The Marshall Code 25 packs decades of classic Marshall sounds into a travel-friendly combo amp. Browse over 100 presets for instant inspiration at home or on the road, or mix and match digitally modeled Marshall preamps, power amps, and speaker cab emulations to customize convincing tones for the stage and studio. With 25 watts and a full-voiced 10″ speaker, the Marshall Code 25 is right at home onstage for small club gigs. And for some quick stress relief at the office, a silent headphone amp delivers signature Marshall crunch right to your ears without disturbing coworkers.
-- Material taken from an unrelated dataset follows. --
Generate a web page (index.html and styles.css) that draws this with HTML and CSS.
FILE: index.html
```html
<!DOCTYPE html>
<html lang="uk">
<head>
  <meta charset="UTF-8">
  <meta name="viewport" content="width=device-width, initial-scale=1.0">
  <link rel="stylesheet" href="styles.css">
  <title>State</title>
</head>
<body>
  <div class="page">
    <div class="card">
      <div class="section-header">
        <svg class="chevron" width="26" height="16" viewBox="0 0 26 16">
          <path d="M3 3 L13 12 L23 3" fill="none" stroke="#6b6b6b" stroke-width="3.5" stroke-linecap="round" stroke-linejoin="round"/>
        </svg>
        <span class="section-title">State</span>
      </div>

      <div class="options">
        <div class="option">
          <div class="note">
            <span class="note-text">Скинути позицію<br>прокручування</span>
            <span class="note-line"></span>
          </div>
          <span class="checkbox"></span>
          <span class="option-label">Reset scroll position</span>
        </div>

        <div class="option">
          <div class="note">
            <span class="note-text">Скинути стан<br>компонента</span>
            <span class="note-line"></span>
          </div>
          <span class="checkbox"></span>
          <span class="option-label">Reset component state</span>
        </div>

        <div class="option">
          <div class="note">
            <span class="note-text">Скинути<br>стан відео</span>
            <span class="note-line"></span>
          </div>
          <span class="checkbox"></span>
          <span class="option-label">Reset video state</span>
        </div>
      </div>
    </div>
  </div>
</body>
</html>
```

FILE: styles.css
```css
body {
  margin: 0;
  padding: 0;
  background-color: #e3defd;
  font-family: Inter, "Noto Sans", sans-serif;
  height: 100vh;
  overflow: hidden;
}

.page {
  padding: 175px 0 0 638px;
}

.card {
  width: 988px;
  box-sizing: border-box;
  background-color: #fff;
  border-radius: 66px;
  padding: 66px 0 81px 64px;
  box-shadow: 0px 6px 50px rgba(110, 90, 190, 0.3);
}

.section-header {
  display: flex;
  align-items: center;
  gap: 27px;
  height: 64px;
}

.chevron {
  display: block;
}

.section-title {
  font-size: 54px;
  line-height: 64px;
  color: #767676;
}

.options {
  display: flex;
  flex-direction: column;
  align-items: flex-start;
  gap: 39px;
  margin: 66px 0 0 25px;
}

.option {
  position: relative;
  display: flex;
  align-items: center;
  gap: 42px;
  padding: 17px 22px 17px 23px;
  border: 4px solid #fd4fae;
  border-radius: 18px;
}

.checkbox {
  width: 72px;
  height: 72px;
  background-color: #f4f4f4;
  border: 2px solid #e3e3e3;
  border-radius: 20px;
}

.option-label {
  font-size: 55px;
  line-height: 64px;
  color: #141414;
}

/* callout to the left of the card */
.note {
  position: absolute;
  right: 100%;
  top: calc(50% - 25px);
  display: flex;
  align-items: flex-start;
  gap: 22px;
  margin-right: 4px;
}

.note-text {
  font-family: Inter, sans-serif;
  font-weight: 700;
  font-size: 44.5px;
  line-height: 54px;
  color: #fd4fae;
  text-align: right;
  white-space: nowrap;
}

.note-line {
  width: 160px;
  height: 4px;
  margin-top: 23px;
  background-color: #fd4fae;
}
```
Marshall Code 25 Modeling Guitar Amplifier Combo at a Glance:
- Re-creates decades of classic Marshall preamp/power amp/speaker cab combinations
- Can be controlled remotely via USB or Bluetooth
- Aux input with headphone out for silent jamming and recording
Re-creates decades of classic Marshall preamp/power amp/speaker cab combinations
Mix and match 14 preamps, 4 power amps, and 8 speaker cab emulations to craft the perfect tone for any tune: from sparkling clean to vintage Marshall crunch to high-gain metal mayhem. Then add any of 24 digital effects like creamy reverb, shimmery chorus, or classic overdrive pedal models and save for instant recall at practice or onstage. Music Experience knows that guitarists of all levels will enjoy cycling through the Code 25’s presets or customizing their dream Marshall stack on the spot.
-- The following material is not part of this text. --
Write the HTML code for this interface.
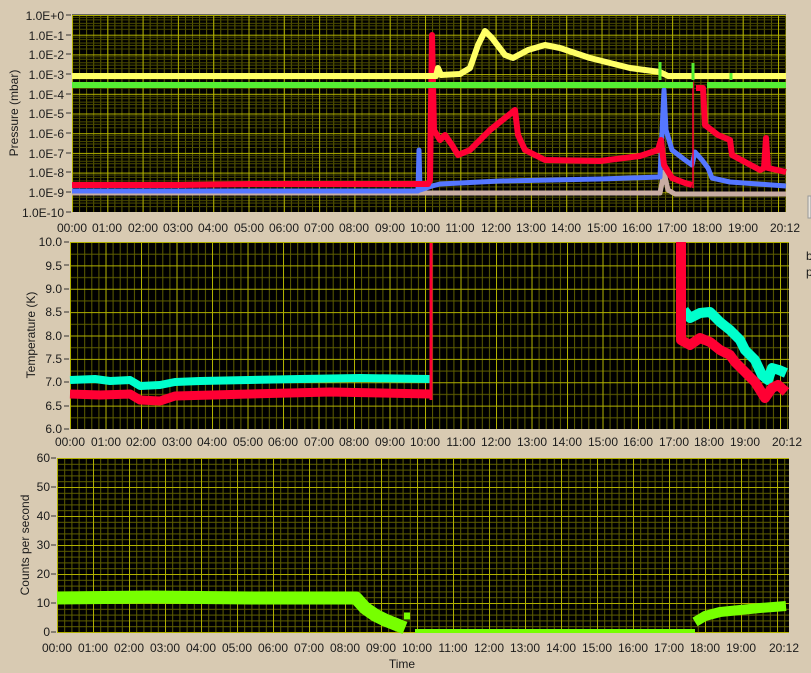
<!DOCTYPE html>
<html><head><meta charset="utf-8"><style>
html,body{margin:0;padding:0;background:#d8cab2;width:811px;height:673px;overflow:hidden}
svg{position:absolute;left:0;top:0}
text{font-family:"Liberation Sans",sans-serif;font-size:12px;fill:#1b1b1b}
</style></head><body>
<svg width="811" height="673" viewBox="0 0 811 673" xmlns="http://www.w3.org/2000/svg">
<defs>
<pattern id="v1" x="72" y="0" width="7.06" height="10" patternUnits="userSpaceOnUse"><rect x="0" y="0" width="1" height="10" fill="#5e5e00"/></pattern>
<pattern id="V1" x="72" y="0" width="35.3" height="10" patternUnits="userSpaceOnUse"><rect x="0" y="0" width="1" height="10" fill="#b0b000"/></pattern>
<pattern id="h1" x="0" y="15" width="10" height="19.7" patternUnits="userSpaceOnUse">
<g fill="#4a4a00"><rect y="1.9" width="10" height="1"/><rect y="4.37" width="10" height="1"/><rect y="7.84" width="10" height="1"/><rect y="10.3" width="10" height="1"/><rect y="13.8" width="10" height="1"/></g>
<rect y="0" width="10" height="1" fill="#b0b000"/></pattern>
<pattern id="v2" x="70" y="0" width="7.1" height="10" patternUnits="userSpaceOnUse"><rect width="1" height="10" fill="#5e5e00"/></pattern>
<pattern id="V2" x="70" y="0" width="35.5" height="10" patternUnits="userSpaceOnUse"><rect width="1" height="10" fill="#b0b000"/></pattern>
<pattern id="h2" x="0" y="242" width="10" height="23.375" patternUnits="userSpaceOnUse"><rect y="11.7" width="10" height="1" fill="#5e5e00"/><rect y="0" width="10" height="1" fill="#b0b000"/></pattern>
<pattern id="v3" x="57" y="0" width="7.2" height="10" patternUnits="userSpaceOnUse"><rect width="1" height="10" fill="#5e5e00"/></pattern>
<pattern id="V3" x="57" y="0" width="36" height="10" patternUnits="userSpaceOnUse"><rect width="1" height="10" fill="#b0b000"/></pattern>
<pattern id="h3" x="0" y="458" width="10" height="5.8" patternUnits="userSpaceOnUse"><rect y="0" width="10" height="1" fill="#5e5e00"/></pattern>
<pattern id="H3" x="0" y="458" width="10" height="29" patternUnits="userSpaceOnUse"><rect y="0" width="10" height="1" fill="#b0b000"/></pattern>
</defs>

<!-- PLOT 1 -->
<rect x="72" y="15" width="714" height="197" fill="#000"/>
<rect x="72" y="15" width="714" height="197" fill="url(#v1)"/>
<rect x="72" y="15" width="714" height="197" fill="url(#h1)"/>
<rect x="72" y="15" width="714" height="197" fill="url(#V1)"/>
<rect x="72" y="14" width="714" height="1" fill="#666"/>
<g stroke-linejoin="round" fill="none">
<path d="M72 193 H660 L664 172 L668 190 L675 194 H786" stroke="#c8aca2" stroke-width="5"/>
<path d="M72 191 H418 L419 150 L420 190 L432 186 L440 184 L500 181 L600 179 L660 177 L663 110 L664 90 L666 130 L672 150 L685 160 L692 165 L695 152 L702 160 L708 168 L712 178 L730 182 L786 186" stroke="#5577ff" stroke-width="5"/>
<path d="M72 185 H180 L250 184 H428 L430 180 L432 35 L434 130 L440 140 L445 135 L452 145 L458 155 L470 150 L490 130 L505 118 L515 110 L518 135 L525 150 L545 160 L600 161 L640 156 L658 150 L661 140 L664 165 L672 178 L685 183 L692 185 M696 88 H703 L705 125 L718 135 L730 140 L732 155 L745 162 L760 170 L764 168 L766 138 L768 168 L786 172" stroke="#ff0033" stroke-width="6"/>
<path d="M693 82 V188" stroke="#ff0033" stroke-width="1.5"/>
<path d="M72 85 H693 M707 85 H786" stroke="#55ee33" stroke-width="6"/>
<path d="M72 76 H436 L438 68 L441 75 L460 74 L470 68 L478 45 L485 31 L492 38 L505 55 L513 58 L528 50 L545 45 L560 48 L590 58 L630 68 L660 72 L668 76 H786" stroke="#ffff66" stroke-width="6"/>
<path d="M660 62 V80 M693 63 V80 M731 73 V80" stroke="#55ee33" stroke-width="3"/>
</g>
<g font-size="12">
<g text-anchor="end">
<text x="64" y="20">1.0E+0</text><text x="64" y="40">1.0E-1</text><text x="64" y="59">1.0E-2</text><text x="64" y="79">1.0E-3</text><text x="64" y="99">1.0E-4</text><text x="64" y="118">1.0E-5</text><text x="64" y="138">1.0E-6</text><text x="64" y="158">1.0E-7</text><text x="64" y="177">1.0E-8</text><text x="64" y="197">1.0E-9</text><text x="64" y="217">1.0E-10</text>
</g>
<g stroke="#333" stroke-width="1"><path d="M66 15H71M66 35H71M66 54H71M66 74H71M66 94H71M66 113H71M66 133H71M66 153H71M66 172H71M66 192H71M66 212H71"/></g>
<text transform="translate(18,113) rotate(-90)" text-anchor="middle" font-size="12">Pressure (mbar)</text>
</g>
<g text-anchor="middle">
<text x="72" y="232">00:00</text><text x="107" y="232">01:00</text><text x="143" y="232">02:00</text><text x="178" y="232">03:00</text><text x="213" y="232">04:00</text><text x="249" y="232">05:00</text><text x="284" y="232">06:00</text><text x="319" y="232">07:00</text><text x="354" y="232">08:00</text><text x="390" y="232">09:00</text><text x="425" y="232">10:00</text><text x="460" y="232">11:00</text><text x="496" y="232">12:00</text><text x="531" y="232">13:00</text><text x="566" y="232">14:00</text><text x="602" y="232">15:00</text><text x="637" y="232">16:00</text><text x="672" y="232">17:00</text><text x="707" y="232">18:00</text><text x="743" y="232">19:00</text><text x="785" y="232">20:12</text>
</g>
<rect x="808" y="196" width="3" height="22" fill="#e8e4dc" stroke="#999" stroke-width="1"/>
<text x="806" y="260" fill="#602020">b</text><text x="806" y="276" fill="#602020">p</text>

<!-- PLOT 2 -->
<rect x="70" y="242" width="719" height="187" fill="#000"/>
<rect x="70" y="242" width="719" height="187" fill="url(#v2)"/>
<rect x="70" y="242" width="719" height="187" fill="url(#h2)"/>
<rect x="70" y="242" width="719" height="187" fill="url(#V2)"/>
<g fill="none" stroke-linejoin="round">
<path d="M70 380 L95 379 L110 381 L130 380 L140 386 L160 385 L175 382 L200 381 L300 379 L360 378 L430 379" stroke="#00ffcc" stroke-width="8"/>
<path d="M70 394 L100 395 L130 394 L140 400 L160 401 L175 396 L250 394 L330 392 L430 394" stroke="#ff0033" stroke-width="9"/>
<path d="M431 243 V400" stroke="#ff0033" stroke-width="3"/>
<path d="M684 310 L690 318 L700 313 L710 312 L720 322 L730 330 L740 340 L745 350 L755 360 L762 375 L768 380 L772 368 L779 370 L786 373" stroke="#00ffcc" stroke-width="10"/>
<path d="M681 242 V340 L690 345 L700 338 L710 342 L720 350 L730 355 L735 362 L745 372 L755 382 L765 398 L772 388 L778 385 L786 392" stroke="#ff0033" stroke-width="10"/>
</g>
<g text-anchor="end">
<text x="62" y="246">10.0</text><text x="62" y="270">9.5</text><text x="62" y="293">9.0</text><text x="62" y="316">8.5</text><text x="62" y="340">8.0</text><text x="62" y="363">7.5</text><text x="62" y="386">7.0</text><text x="62" y="410">6.5</text><text x="62" y="433">6.0</text>
</g>
<path d="M64 242H69M64 265H69M64 289H69M64 312H69M64 336H69M64 359H69M64 382H69M64 406H69M64 429H69" stroke="#333"/>
<text transform="translate(35,335) rotate(-90)" text-anchor="middle">Temperature (K)</text>
<g text-anchor="middle">
<text x="70" y="446">00:00</text><text x="106" y="446">01:00</text><text x="141" y="446">02:00</text><text x="177" y="446">03:00</text><text x="212" y="446">04:00</text><text x="248" y="446">05:00</text><text x="283" y="446">06:00</text><text x="319" y="446">07:00</text><text x="354" y="446">08:00</text><text x="390" y="446">09:00</text><text x="425" y="446">10:00</text><text x="461" y="446">11:00</text><text x="496" y="446">12:00</text><text x="532" y="446">13:00</text><text x="567" y="446">14:00</text><text x="603" y="446">15:00</text><text x="638" y="446">16:00</text><text x="674" y="446">17:00</text><text x="709" y="446">18:00</text><text x="745" y="446">19:00</text><text x="787" y="446">20:12</text>
</g>

<!-- PLOT 3 -->
<rect x="57" y="458" width="732" height="175" fill="#000"/>
<rect x="57" y="458" width="732" height="175" fill="url(#v3)"/>
<rect x="57" y="458" width="732" height="175" fill="url(#h3)"/>
<rect x="57" y="458" width="732" height="175" fill="url(#H3)"/>
<rect x="57" y="458" width="732" height="175" fill="url(#V3)"/>
<g fill="none" stroke="#77ff00" stroke-linejoin="round">
<path d="M57 598 L150 597 L250 598 L356 598 L365 608 L375 615 L385 620 L395 624 L405 628" stroke-width="13"/>
<path d="M404 616 L410 616" stroke-width="7"/>
<path d="M415 631 H695" stroke-width="4"/>
<path d="M695 622 L705 616 L720 612 L740 610 L760 608 L786 606" stroke-width="10"/>
</g>
<g text-anchor="end">
<text x="50" y="462">60</text><text x="50" y="491">50</text><text x="50" y="520">40</text><text x="50" y="549">30</text><text x="50" y="578">20</text><text x="50" y="607">10</text><text x="50" y="636">0</text>
</g>
<path d="M51 458H56M51 487H56M51 516H56M51 545H56M51 574H56M51 603H56M51 632H56" stroke="#333"/>
<text transform="translate(29,545) rotate(-90)" text-anchor="middle">Counts per second</text>
<g text-anchor="middle">
<text x="57" y="652">00:00</text><text x="93" y="652">01:00</text><text x="129" y="652">02:00</text><text x="165" y="652">03:00</text><text x="201" y="652">04:00</text><text x="237" y="652">05:00</text><text x="273" y="652">06:00</text><text x="309" y="652">07:00</text><text x="345" y="652">08:00</text><text x="381" y="652">09:00</text><text x="417" y="652">10:00</text><text x="453" y="652">11:00</text><text x="489" y="652">12:00</text><text x="525" y="652">13:00</text><text x="561" y="652">14:00</text><text x="597" y="652">15:00</text><text x="633" y="652">16:00</text><text x="669" y="652">17:00</text><text x="705" y="652">18:00</text><text x="741" y="652">19:00</text><text x="784" y="652">20:12</text>
</g>
<text x="402" y="668" text-anchor="middle">Time</text>
</svg>
</body></html>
Can be controlled remotely via USB or Bluetooth
The innovative folks at Marshall found a way to let you customize any tone setting in the Code 25 without getting off the couch. Adjustments can be made via USB using the included Marshall Gateway software, or over Bluetooth with the handy mobile app. With this feature you can let the sound engineer change your amp tones at will from offstage, or you can dial in the perfect recorded tone when your Code 25 is out in the live room.
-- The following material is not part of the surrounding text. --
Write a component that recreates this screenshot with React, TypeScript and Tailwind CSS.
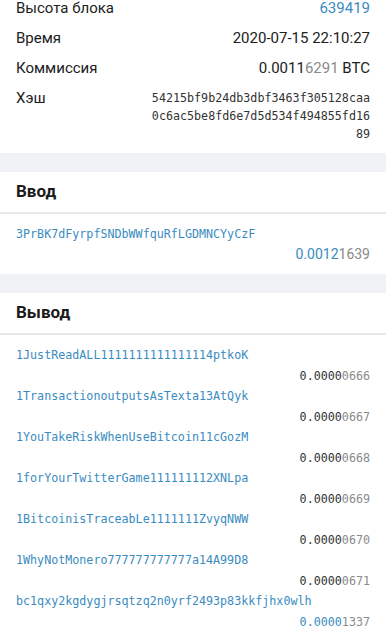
import React from 'react'

const sans = "font-['Roboto','Liberation_Sans',sans-serif]"
const mono = "font-['DejaVu_Sans_Mono','Liberation_Mono',monospace]"

const outputs = [
  { addr: '1JustReadALL1111111111111114ptkoK', head: '0.0000', tail: '0666' },
  { addr: '1TransactionoutputsAsTexta13AtQyk', head: '0.0000', tail: '0667' },
  { addr: '1YouTakeRiskWhenUseBitcoin11cGozM', head: '0.0000', tail: '0668' },
  { addr: '1forYourTwitterGame111111112XNLpa', head: '0.0000', tail: '0669' },
  { addr: '1BitcoinisTraceabLe1111111ZvyqNWW', head: '0.0000', tail: '0670' },
  { addr: '1WhyNotMonero777777777777a14A99D8', head: '0.0000', tail: '0671' },
  { addr: 'bc1qxy2kgdygjrsqtzq2n0yrf2493p83kkfjhx0wlh', head: '0.0000', tail: '1337', change: true },
]

function Row({ label, children }: { label: string; children: React.ReactNode }) {
  return (
    <div className="flex items-center justify-between h-[30px] px-4">
      <span className="text-[15px] text-[#212121]">{label}</span>
      <span className="text-[15px] text-[#212121]">{children}</span>
    </div>
  )
}

function Header({ title }: { title: string }) {
  return (
    <div className="h-[42px] flex items-center px-4 border-b-2 border-[#e6e7ea]">
      <span className="text-[17px] font-bold text-[#1b1b1b]">{title}</span>
    </div>
  )
}

export default function App() {
  return (
    <div className={`w-[386px] h-[640px] overflow-hidden bg-white ${sans}`}>
      <div className="-mt-[7px] pb-[4px]">
        <Row label="Высота блока">
          <span className="text-[#3a8bbf]">639419</span>
        </Row>
        <Row label="Время">2020-07-15 22:10:27</Row>
        <Row label="Коммиссия">
          0.0011<span className="text-[#8a8a8a]">6291</span> BTC
        </Row>
        <div className="flex items-start justify-between px-4 pt-[6px] pb-[6px]">
          <span className="text-[15px] leading-[18px] text-[#212121]">Хэш</span>
          <span className={`w-[220px] text-right break-all text-[11.7px] leading-[18px] text-[#333] ${mono}`}>
            54215bf9b24db3dbf3463f305128caa0c6ac5be8fd6e7d5d534f494855fd1689
          </span>
        </div>
      </div>

      <div className="h-[19px] bg-[#f1f2f6]" />

      <Header title="Ввод" />
      <div className="px-4 pt-[10px] pb-[10px]">
        <div className={`text-[11.7px] leading-[20px] text-[#3a8bbf] ${mono}`}>
          3PrBK7dFyrpfSNDbWWfquRfLGDMNCYyCzF
        </div>
        <div className="text-right text-[14px] leading-[20px]">
          <span className="text-[#3a8bbf]">0.0012</span>
          <span className="text-[#8a8a8a]">1639</span>
        </div>
      </div>

      <div className="h-[19px] bg-[#f1f2f6]" />

      <Header title="Вывод" />
      <div className="px-4 pt-[10px]">
        {outputs.map((o) => (
          <div key={o.addr}>
            <div className={`text-[11.7px] leading-[20.5px] text-[#3a8bbf] ${mono}`}>{o.addr}</div>
            <div className={`text-right text-[11.7px] leading-[20.5px] ${mono}`}>
              <span className={o.change ? 'text-[#3a8bbf]' : 'text-[#333]'}>{o.head}</span>
              <span className="text-[#8a8a8a]">{o.tail}</span>
            </div>
          </div>
        ))}
      </div>
    </div>
  )
}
Aux input with headphone out for silent jamming and recording
More than a stage amp, the Marshall Code 25 doubles as a useful practice and recording tool at home. An auxiliary input lets you plug in your phone or MP3 player and jam along, which really comes in handy for learning cover songs and practicing solos. A headphone out doubles as both an option for silent practice and as a natural-sounding output to run straight into your recording platform.